* START *

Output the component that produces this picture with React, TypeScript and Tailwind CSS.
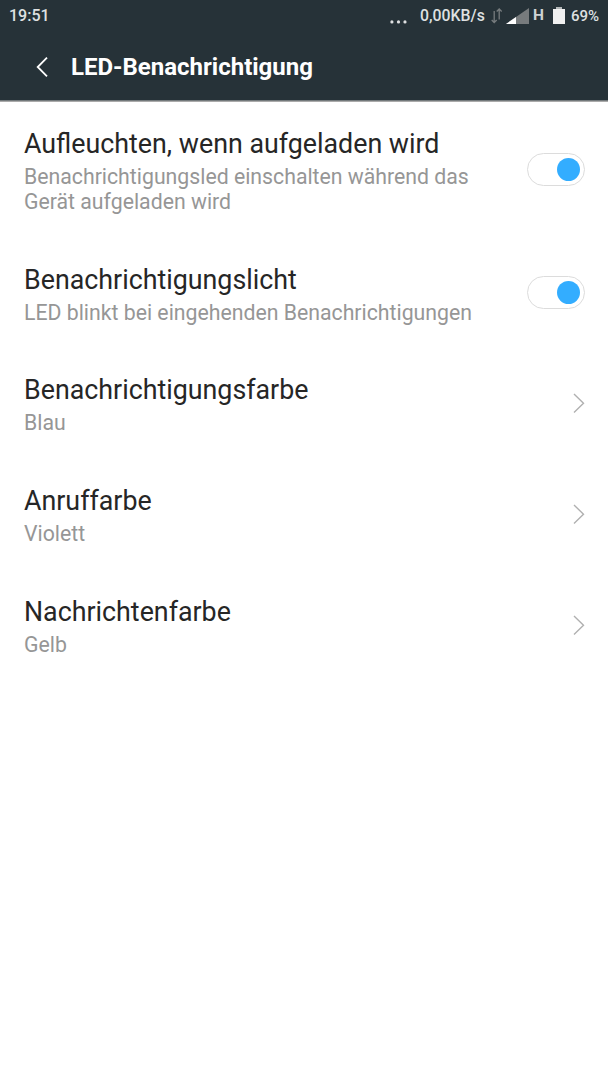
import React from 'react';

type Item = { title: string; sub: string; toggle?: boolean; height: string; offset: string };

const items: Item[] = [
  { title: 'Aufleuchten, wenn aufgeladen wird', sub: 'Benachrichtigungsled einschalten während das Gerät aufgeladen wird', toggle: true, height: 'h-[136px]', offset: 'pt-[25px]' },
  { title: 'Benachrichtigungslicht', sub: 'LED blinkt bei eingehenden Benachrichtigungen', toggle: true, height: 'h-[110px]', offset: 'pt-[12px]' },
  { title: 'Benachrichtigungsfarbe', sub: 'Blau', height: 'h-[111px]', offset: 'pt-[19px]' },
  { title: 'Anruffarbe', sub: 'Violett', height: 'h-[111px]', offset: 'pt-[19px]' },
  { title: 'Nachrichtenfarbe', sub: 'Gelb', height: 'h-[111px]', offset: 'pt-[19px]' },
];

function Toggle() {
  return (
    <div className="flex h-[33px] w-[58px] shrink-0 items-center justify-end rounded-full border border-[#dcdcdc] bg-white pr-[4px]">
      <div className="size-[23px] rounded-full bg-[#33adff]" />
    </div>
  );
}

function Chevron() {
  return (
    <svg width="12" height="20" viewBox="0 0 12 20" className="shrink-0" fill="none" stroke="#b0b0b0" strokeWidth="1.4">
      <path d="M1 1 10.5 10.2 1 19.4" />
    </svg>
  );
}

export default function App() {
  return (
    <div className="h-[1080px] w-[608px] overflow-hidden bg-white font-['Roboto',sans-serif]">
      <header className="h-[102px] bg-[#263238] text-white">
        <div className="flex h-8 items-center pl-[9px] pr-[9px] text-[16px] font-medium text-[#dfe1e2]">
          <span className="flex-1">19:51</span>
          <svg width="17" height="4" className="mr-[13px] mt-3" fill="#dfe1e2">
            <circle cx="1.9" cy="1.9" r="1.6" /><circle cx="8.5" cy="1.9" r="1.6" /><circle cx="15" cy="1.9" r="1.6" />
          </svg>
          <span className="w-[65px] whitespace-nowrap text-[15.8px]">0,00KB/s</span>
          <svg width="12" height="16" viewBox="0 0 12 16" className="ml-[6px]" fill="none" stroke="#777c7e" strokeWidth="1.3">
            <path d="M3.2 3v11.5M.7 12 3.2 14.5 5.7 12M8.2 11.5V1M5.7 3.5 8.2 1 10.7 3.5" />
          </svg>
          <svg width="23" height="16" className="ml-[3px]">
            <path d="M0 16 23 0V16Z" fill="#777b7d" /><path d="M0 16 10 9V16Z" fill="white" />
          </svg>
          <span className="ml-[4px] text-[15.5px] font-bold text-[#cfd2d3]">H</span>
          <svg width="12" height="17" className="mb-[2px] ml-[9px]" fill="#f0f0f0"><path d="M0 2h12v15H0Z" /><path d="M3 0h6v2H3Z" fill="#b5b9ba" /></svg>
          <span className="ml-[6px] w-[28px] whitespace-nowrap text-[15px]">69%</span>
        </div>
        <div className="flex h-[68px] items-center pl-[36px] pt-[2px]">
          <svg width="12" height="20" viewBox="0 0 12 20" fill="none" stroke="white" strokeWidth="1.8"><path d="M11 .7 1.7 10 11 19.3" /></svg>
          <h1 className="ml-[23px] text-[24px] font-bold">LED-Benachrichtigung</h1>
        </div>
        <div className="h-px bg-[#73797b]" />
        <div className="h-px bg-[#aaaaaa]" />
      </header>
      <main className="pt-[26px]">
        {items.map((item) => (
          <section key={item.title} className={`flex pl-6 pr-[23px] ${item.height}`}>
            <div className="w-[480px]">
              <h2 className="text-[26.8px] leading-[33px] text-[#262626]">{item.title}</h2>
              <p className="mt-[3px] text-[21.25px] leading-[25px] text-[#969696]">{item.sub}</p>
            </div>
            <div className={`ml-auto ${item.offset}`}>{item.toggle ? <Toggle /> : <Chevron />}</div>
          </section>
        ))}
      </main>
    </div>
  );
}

* END *
* START *

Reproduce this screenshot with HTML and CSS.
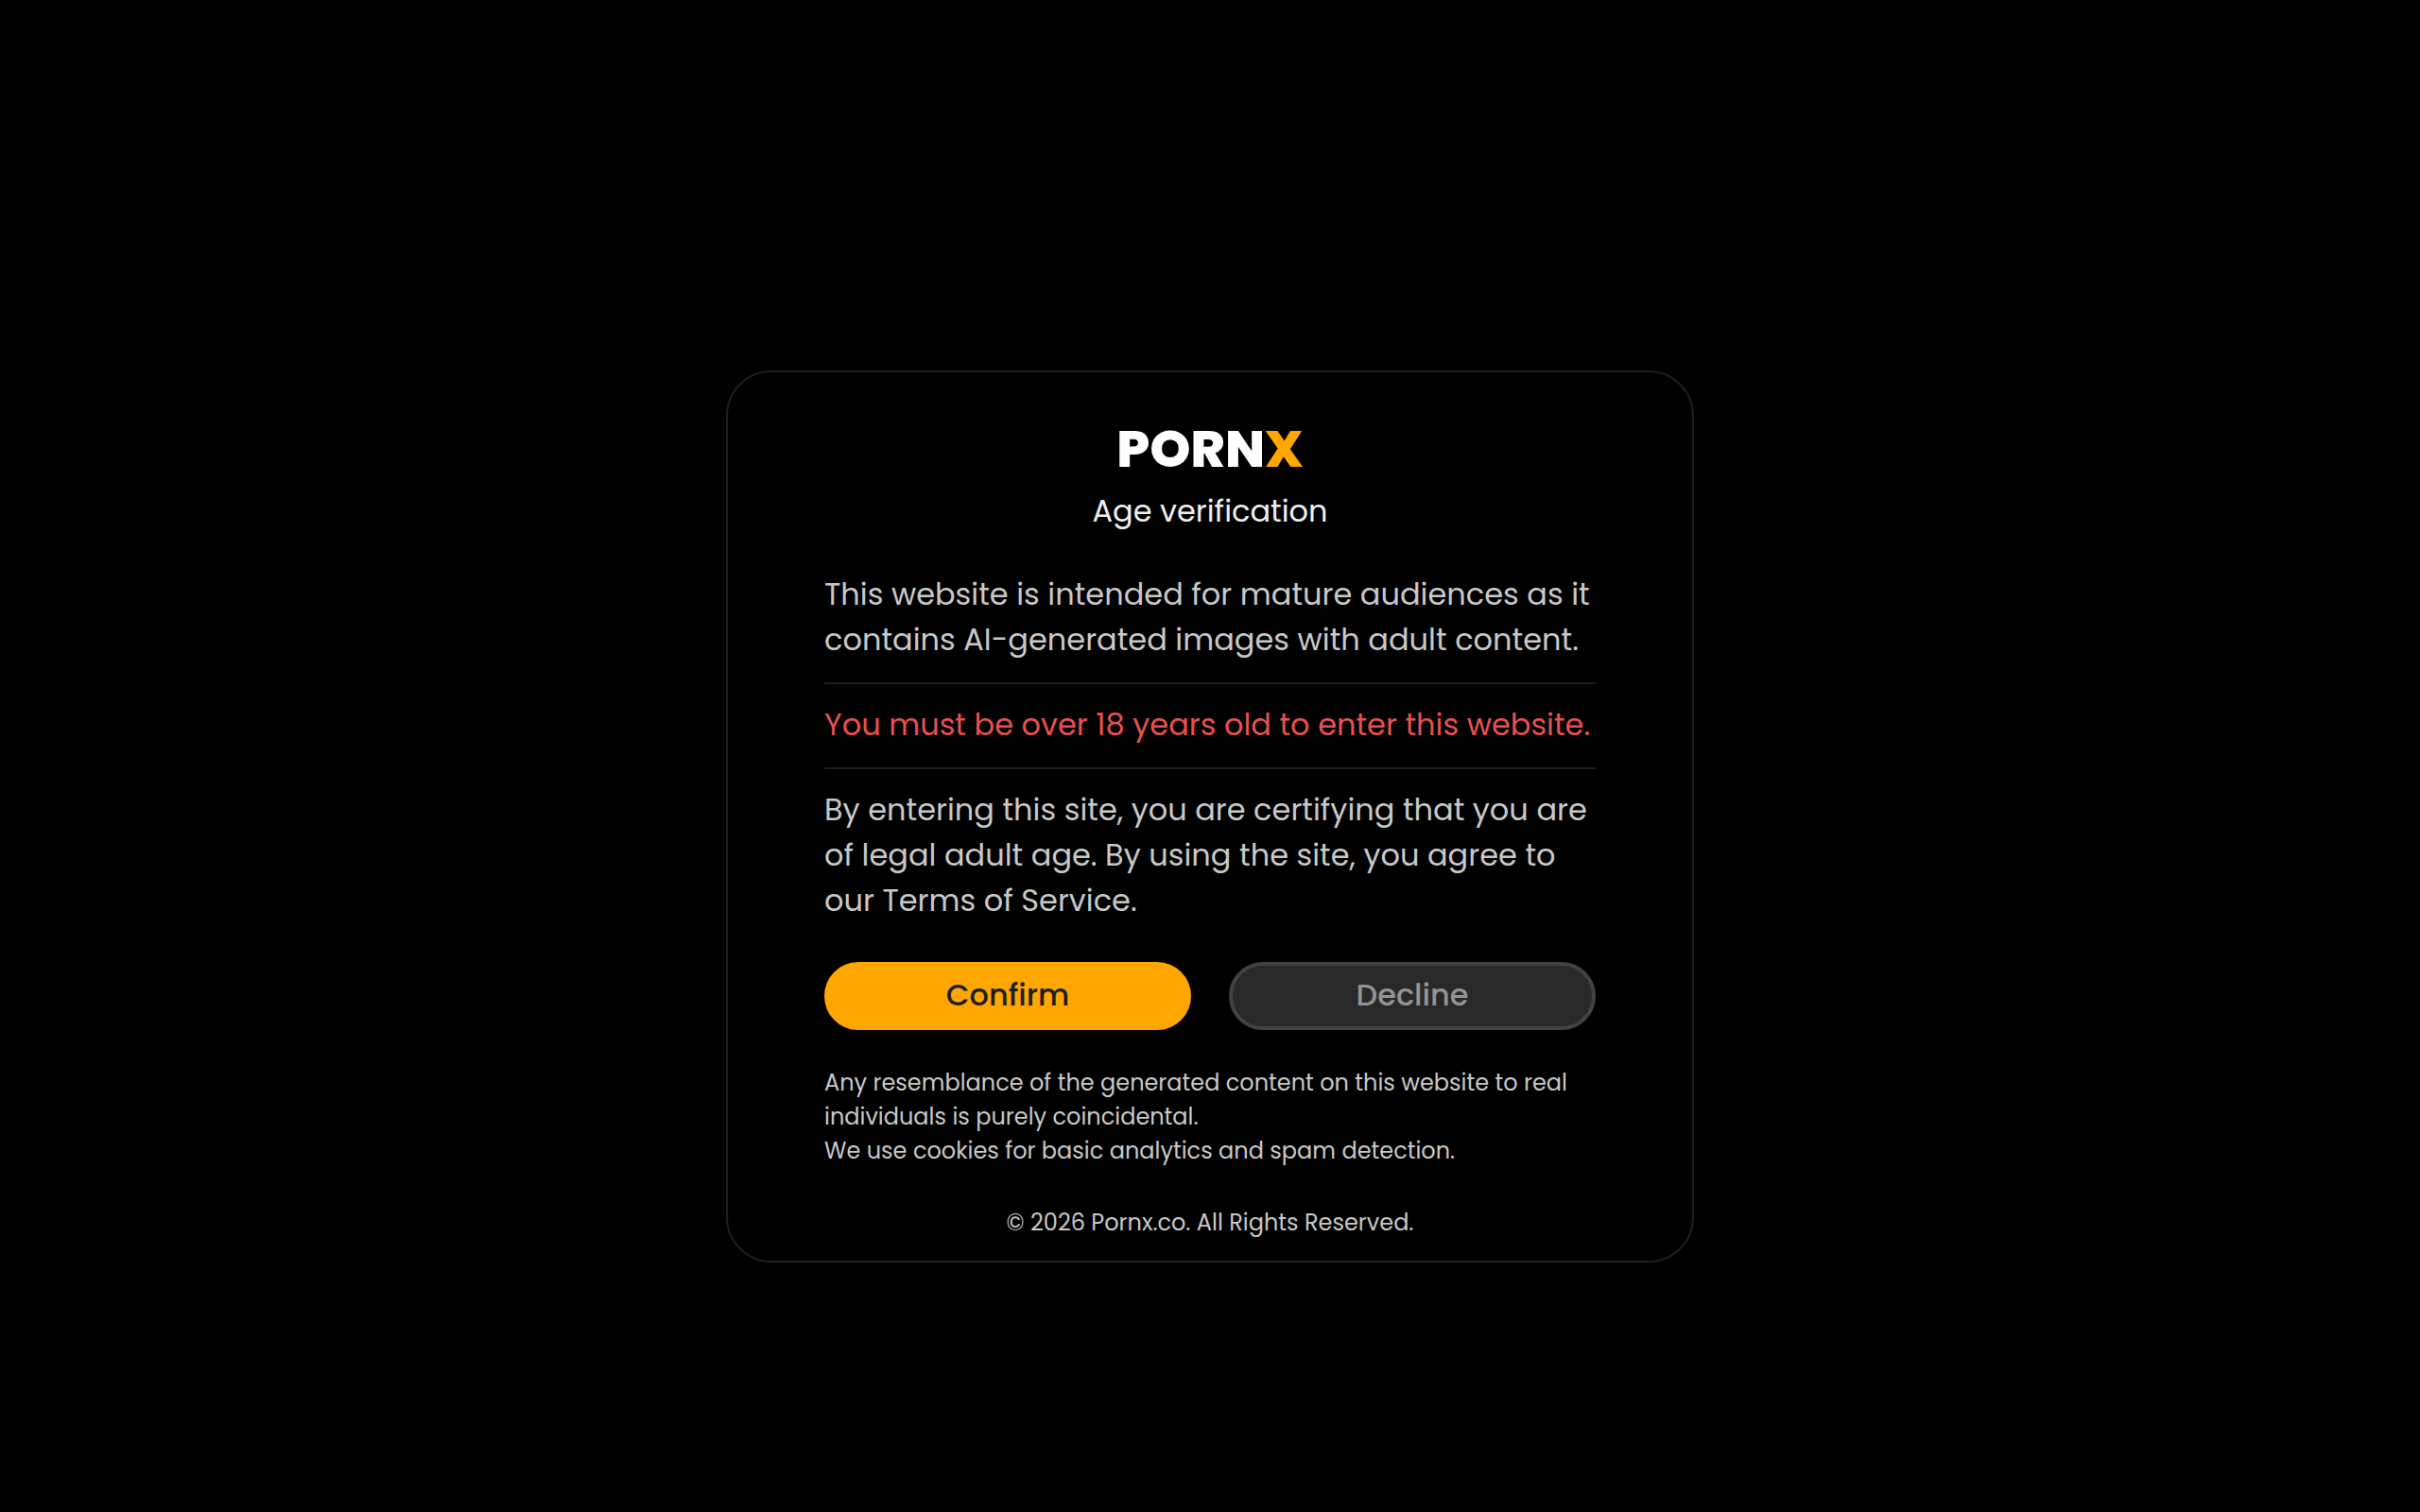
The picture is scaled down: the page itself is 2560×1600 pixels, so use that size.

* END *

**Exercise description:**
Wherever the string "this" appears in the entries above, list that line.

**Exercise answer:**
Output the component that produces this picture with React, TypeScript and Tailwind CSS.
Reproduce this screenshot with HTML and CSS.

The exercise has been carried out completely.